The wrangling over the $12 billion in taxes in Gov. Jerry Brown’s proposed 2011-12 budget of $86 billion usually ignores something: All the federal tax money California gets. The Bee reports:

The federal government gave California’s state government $120.7 billion in the 2009-10 fiscal year to underwrite education, health services, welfare grants and dozens of other programs, a very detailed new report from the state auditor’s office reveals.

More than a sixth of the money – $23 billion – may have been a one-time injection of funds, however, because it came from the American Recovery and Reinvestment Act of 2009, otherwise known as “stimulus.” Those funds eased the state’s budget crisis, especially in education finance, and their disappearance has exacerbated the current budget deficit.

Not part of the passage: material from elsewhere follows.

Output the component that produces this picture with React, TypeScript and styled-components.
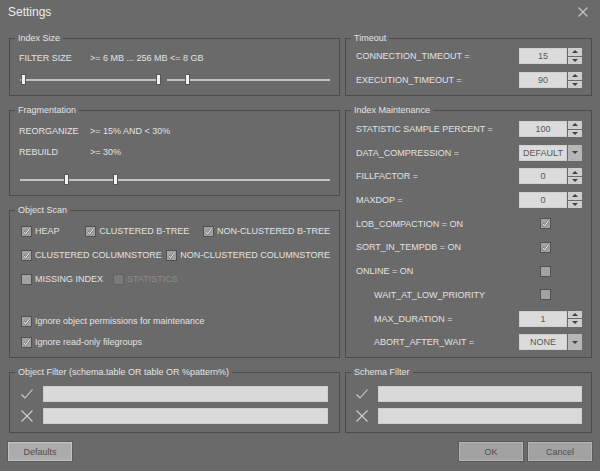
import styled, { createGlobalStyle } from 'styled-components';

const GlobalStyle = createGlobalStyle`
  html, body {
    margin: 0;
    padding: 0;
    background: #6a6a6a;
  }
  body {
    font-family: "Liberation Sans", Arial, sans-serif;
    font-size: 9px;
    color: #e2e2e2;
  }
`;

const Page = styled.div`
  width: 600px;
  height: 471px;
  display: flex;
  flex-direction: column;
  background: #6a6a6a;
`;

const TitleBar = styled.div`
  height: 24px;
  display: flex;
  align-items: center;
  justify-content: space-between;
  padding: 0 12px 0 8px;
`;

const Title = styled.div`
  font-size: 12px;
  color: #ececec;
`;

const Columns = styled.div`
  margin-top: 14px;
  padding: 0 9px;
  display: grid;
  grid-template-columns: 331px 247px;
  grid-template-rows: 58px 86px 148px 61px;
  column-gap: 5px;
  row-gap: 14px;
`;

const Group = styled.div<{ $span?: number }>`
  position: relative;
  border: 1px solid #4b4b4b;
  ${(p) => (p.$span ? `grid-row: span ${p.$span};` : '')}
`;

const Legend = styled.span`
  position: absolute;
  top: -7px;
  left: 5px;
  padding: 0 3px;
  line-height: 12px;
  background: #6a6a6a;
  color: #e4e4e4;
`;

const Body = styled.div<{ $pad: string; $gap?: number }>`
  padding: ${(p) => p.$pad};
  display: flex;
  flex-direction: column;
  gap: ${(p) => p.$gap ?? 0}px;
`;

const TextRow = styled.div`
  display: flex;
  align-items: center;
  height: 14px;
  white-space: nowrap;
`;

const RowLabel = styled.span`
  width: 71px;
`;

const SliderRow = styled.div<{ $top: number }>`
  display: flex;
  gap: 9px;
  margin-top: ${(p) => p.$top}px;
  padding-left: 1px;
`;

const Track = styled.div<{ $width?: number }>`
  position: relative;
  height: 10px;
  ${(p) => (p.$width ? `width: ${p.$width}px;` : 'flex: 1;')}
  &::before {
    content: '';
    position: absolute;
    left: 0;
    right: 0;
    top: 4px;
    height: 2px;
    background: #c2c2c2;
  }
`;

const Thumb = styled.span`
  position: absolute;
  top: 0;
  width: 3px;
  height: 9px;
  margin-left: -1px;
  background: #f2f2f2;
  box-shadow: 0 0 0 1px #575757;
`;

const Slider = ({ width, thumbs }: { width?: number; thumbs: number[] }) => (
  <Track $width={width}>
    {thumbs.map((t) => (
      <Thumb key={t} style={{ left: t }} />
    ))}
  </Track>
);

const CheckRow = styled.div<{ $top?: number }>`
  display: flex;
  align-items: center;
  height: 14px;
  padding-left: 2px;
  ${(p) => (p.$top ? `margin-top: ${p.$top}px;` : '')}
`;

const CheckItem = styled.label<{ $width?: number; $disabled?: boolean }>`
  display: flex;
  align-items: center;
  gap: 3px;
  white-space: nowrap;
  color: ${(p) => (p.$disabled ? '#8c8c8c' : '#e2e2e2')};
  ${(p) => (p.$width ? `width: ${p.$width}px;` : '')}
`;

const Box = styled.span<{ $disabled?: boolean }>`
  width: 11px;
  height: 11px;
  box-sizing: border-box;
  display: inline-flex;
  align-items: center;
  justify-content: center;
  background: ${(p) => (p.$disabled ? '#7a7a7a' : '#a2a2a2')};
  border: 1px solid ${(p) => (p.$disabled ? '#616161' : '#515151')};
  flex: none;
`;

const Check = ({ on, disabled }: { on?: boolean; disabled?: boolean }) => (
  <Box $disabled={disabled}>
    {on && (
      <svg width="9" height="9" viewBox="0 0 9 9">
        <path d="M1.5 4.6 L3.6 6.8 L7.6 1.6" fill="none" stroke="#5a5a5a" strokeWidth="2.2" />
        <path d="M1.5 4.6 L3.6 6.8 L7.6 1.6" fill="none" stroke="#e8e8e8" strokeWidth="1.1" />
      </svg>
    )}
  </Box>
);

const Checkbox = ({ label, on, disabled, width }: { label: string; on?: boolean; disabled?: boolean; width?: number }) => (
  <CheckItem $width={width} $disabled={disabled}>
    <Check on={on} disabled={disabled} />
    {label}
  </CheckItem>
);

const FilterGrid = styled.div<{ $pad: string }>`
  padding: ${(p) => p.$pad};
  display: grid;
  grid-template-columns: 20px 1fr;
  grid-auto-rows: 16px;
  column-gap: 6px;
  row-gap: 6px;
  align-items: center;
  justify-items: center;
`;

const TextInput = styled.div`
  justify-self: stretch;
  height: 16px;
  box-sizing: border-box;
  background: #dadada;
  border: 1px solid #cdcdcd;
`;

const CheckIcon = () => (
  <svg width="12" height="12" viewBox="0 0 12 12">
    <path d="M0.5 6.5 L4 10 L11.5 1.5" fill="none" stroke="#cfcfcf" strokeWidth="1.1" />
  </svg>
);

const CrossIcon = () => (
  <svg width="12" height="12" viewBox="0 0 12 12">
    <path d="M0.5 0.5 L11.5 11.5 M11.5 0.5 L0.5 11.5" fill="none" stroke="#cfcfcf" strokeWidth="1.1" />
  </svg>
);

const CloseIcon = () => (
  <svg width="10" height="10" viewBox="0 0 10 10">
    <path d="M0.5 0.5 L9.5 9.5 M9.5 0.5 L0.5 9.5" fill="none" stroke="#c8c8c8" strokeWidth="1.1" />
  </svg>
);

const ParamList = styled.div<{ $pad: string; $gap: number }>`
  padding: ${(p) => p.$pad};
  display: grid;
  grid-auto-rows: 16px;
  row-gap: ${(p) => p.$gap}px;
`;

const ParamRow = styled.div`
  display: grid;
  grid-template-columns: 1fr 63px;
  align-items: center;
`;

const ParamLabel = styled.span<{ $indent?: boolean }>`
  white-space: nowrap;
  padding-left: ${(p) => (p.$indent ? 18 : 0)}px;
`;

const Control = styled.div`
  display: flex;
  height: 16px;
  gap: 1px;
`;

const Field = styled.div`
  width: 48px;
  height: 16px;
  box-sizing: border-box;
  background: #dbdbdb;
  border: 1px solid #cfcfcf;
  color: #575757;
  display: flex;
  align-items: center;
  justify-content: center;
`;

const SpinButtons = styled.div`
  width: 14px;
  display: flex;
  flex-direction: column;
  gap: 1px;
`;

const Arrow = styled.span<{ $up?: boolean; $dark?: boolean }>`
  flex: 1;
  background: ${(p) => (p.$dark ? '#b6b6b6' : '#cdcdcd')};
  display: flex;
  align-items: center;
  justify-content: center;
  &::after {
    content: '';
    border-left: 3px solid transparent;
    border-right: 3px solid transparent;
    ${(p) => (p.$up ? 'border-bottom: 3px solid #3f3f3f;' : 'border-top: 3px solid #3f3f3f;')}
  }
`;

const CheckCell = styled.div`
  padding-left: 21px;
  display: flex;
`;

type Param =
  | { label: string; kind: 'spin' | 'select'; value: string; indent?: boolean }
  | { label: string; kind: 'check'; on: boolean; indent?: boolean };

const ParamControl = ({ p }: { p: Param }) => {
  if (p.kind === 'check') {
    return (
      <CheckCell>
        <Check on={p.on} />
      </CheckCell>
    );
  }
  return (
    <Control>
      <Field>{p.value}</Field>
      {p.kind === 'spin' ? (
        <SpinButtons>
          <Arrow $up />
          <Arrow />
        </SpinButtons>
      ) : (
        <SpinButtons>
          <Arrow $dark />
        </SpinButtons>
      )}
    </Control>
  );
};

const Footer = styled.div`
  margin-top: 9px;
  padding: 0 8px;
  display: flex;
  gap: 5px;
`;

const Button = styled.button<{ $light?: boolean }>`
  width: 64px;
  height: 19px;
  box-sizing: border-box;
  padding: 0;
  font-family: inherit;
  font-size: 9px;
  color: #4e4e4e;
  background: ${(p) => (p.$light ? '#acacac' : '#a2a2a2')};
  border: 1px solid ${(p) => (p.$light ? '#c3c3c3' : '#b4b4b4')};
  box-shadow: 0 0 0 1px #5a5a5a;
`;

const Spacer = styled.div`
  flex: 1;
`;

const timeout: Param[] = [
  { label: 'CONNECTION_TIMEOUT =', kind: 'spin', value: '15' },
  { label: 'EXECUTION_TIMEOUT =', kind: 'spin', value: '90' },
];

const maintenance: Param[] = [
  { label: 'STATISTIC SAMPLE PERCENT =', kind: 'spin', value: '100' },
  { label: 'DATA_COMPRESSION =', kind: 'select', value: 'DEFAULT' },
  { label: 'FILLFACTOR =', kind: 'spin', value: '0' },
  { label: 'MAXDOP =', kind: 'spin', value: '0' },
  { label: 'LOB_COMPACTION = ON', kind: 'check', on: true },
  { label: 'SORT_IN_TEMPDB = ON', kind: 'check', on: true },
  { label: 'ONLINE = ON', kind: 'check', on: false },
  { label: 'WAIT_AT_LOW_PRIORITY', kind: 'check', on: false, indent: true },
  { label: 'MAX_DURATION =', kind: 'spin', value: '1', indent: true },
  { label: 'ABORT_AFTER_WAIT =', kind: 'select', value: 'NONE', indent: true },
];

const App = () => {
  return (
    <Page>
      <GlobalStyle />
      <TitleBar>
        <Title>Settings</Title>
        <CloseIcon />
      </TitleBar>
      <Columns>
        <Group>
          <Legend>Index Size</Legend>
          <Body $pad="12px 9px 0 9px">
            <TextRow>
              <RowLabel>FILTER SIZE</RowLabel>
              &gt;= 6 MB ... 256 MB &lt;= 8 GB
            </TextRow>
            <SliderRow $top={10}>
              <Slider width={138} thumbs={[3, 138]} />
              <Slider thumbs={[20]} />
            </SliderRow>
          </Body>
        </Group>

        <Group>
          <Legend>Timeout</Legend>
          <ParamList $pad="9px 9px 0 10px" $gap={8}>
            {timeout.map((p) => (
              <ParamRow key={p.label}>
                <ParamLabel>{p.label}</ParamLabel>
                <ParamControl p={p} />
              </ParamRow>
            ))}
          </ParamList>
        </Group>

        <Group>
          <Legend>Fragmentation</Legend>
          <Body $pad="13px 9px 0 9px" $gap={7}>
            <TextRow>
              <RowLabel>REORGANIZE</RowLabel>
              &gt;= 15% AND &lt; 30%
            </TextRow>
            <TextRow>
              <RowLabel>REBUILD</RowLabel>
              &gt;= 30%
            </TextRow>
          </Body>
          <Body $pad="0 9px 0 9px">
            <SliderRow $top={16}>
              <Slider thumbs={[46, 95]} />
            </SliderRow>
          </Body>
        </Group>

        <Group $span={2}>
          <Legend>Index Maintenance</Legend>
          <ParamList $pad="10px 9px 0 10px" $gap={7.7}>
            {maintenance.map((p) => (
              <ParamRow key={p.label}>
                <ParamLabel $indent={p.indent}>{p.label}</ParamLabel>
                <ParamControl p={p} />
              </ParamRow>
            ))}
          </ParamList>
        </Group>

        <Group>
          <Legend>Object Scan</Legend>
          <Body $pad="13px 9px 0 9px" $gap={10}>
            <CheckRow>
              <Checkbox label="HEAP" on width={66} />
              <Checkbox label="CLUSTERED B-TREE" on width={121} />
              <Checkbox label="NON-CLUSTERED B-TREE" on />
            </CheckRow>
            <CheckRow>
              <Checkbox label="CLUSTERED COLUMNSTORE" on width={152} />
              <Checkbox label="NON-CLUSTERED COLUMNSTORE" on />
            </CheckRow>
            <CheckRow>
              <Checkbox label="MISSING INDEX" width={92} />
              <Checkbox label="STATISTICS" disabled />
            </CheckRow>
            <CheckRow $top={18}>
              <Checkbox label="Ignore object permissions for maintenance" on />
            </CheckRow>
            <CheckRow $top={-3}>
              <Checkbox label="Ignore read-only filegroups" on />
            </CheckRow>
          </Body>
        </Group>

        <Group>
          <Legend>Object Filter (schema.table OR table OR %pattern%)</Legend>
          <FilterGrid $pad="13px 11px 0 7px">
            <CheckIcon />
            <TextInput />
            <CrossIcon />
            <TextInput />
          </FilterGrid>
        </Group>

        <Group>
          <Legend>Schema Filter</Legend>
          <FilterGrid $pad="13px 9px 0 6px">
            <CheckIcon />
            <TextInput />
            <CrossIcon />
            <TextInput />
          </FilterGrid>
        </Group>
      </Columns>
      <Footer>
        <Button $light>Defaults</Button>
        <Spacer />
        <Button>OK</Button>
        <Button>Cancel</Button>
      </Footer>
    </Page>
  );
};

export default App;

Overall, the federal payments to California involve more than 350 specific programs or “program clusters.”

There area 350 specific programs? That alone explains much of the state’s fiscal problems. The federal government first taxes us, filters our tax money through the vast Washington bureaucracy, then dribbles a fraction of the money back to us in 350 micro-managed “program clusters.”

And it’s just going to get worse as the Obamacare Sovietized medicine scheme is imposed.

Because Republicans took over the U.S. House of Representatives in January, they’re going to cut most of the Obama and Bush (lest’s not forget that Republican president) “stimulus” money of recent years. That money helped California avoid stiffer budget cuts in recent years — cuts that, if made then, would not need to be made now.

But in our calculations on the state budget, we never should forget all that largess coming from the federal treasury after the IRS grabbed it from taxpayers across the land.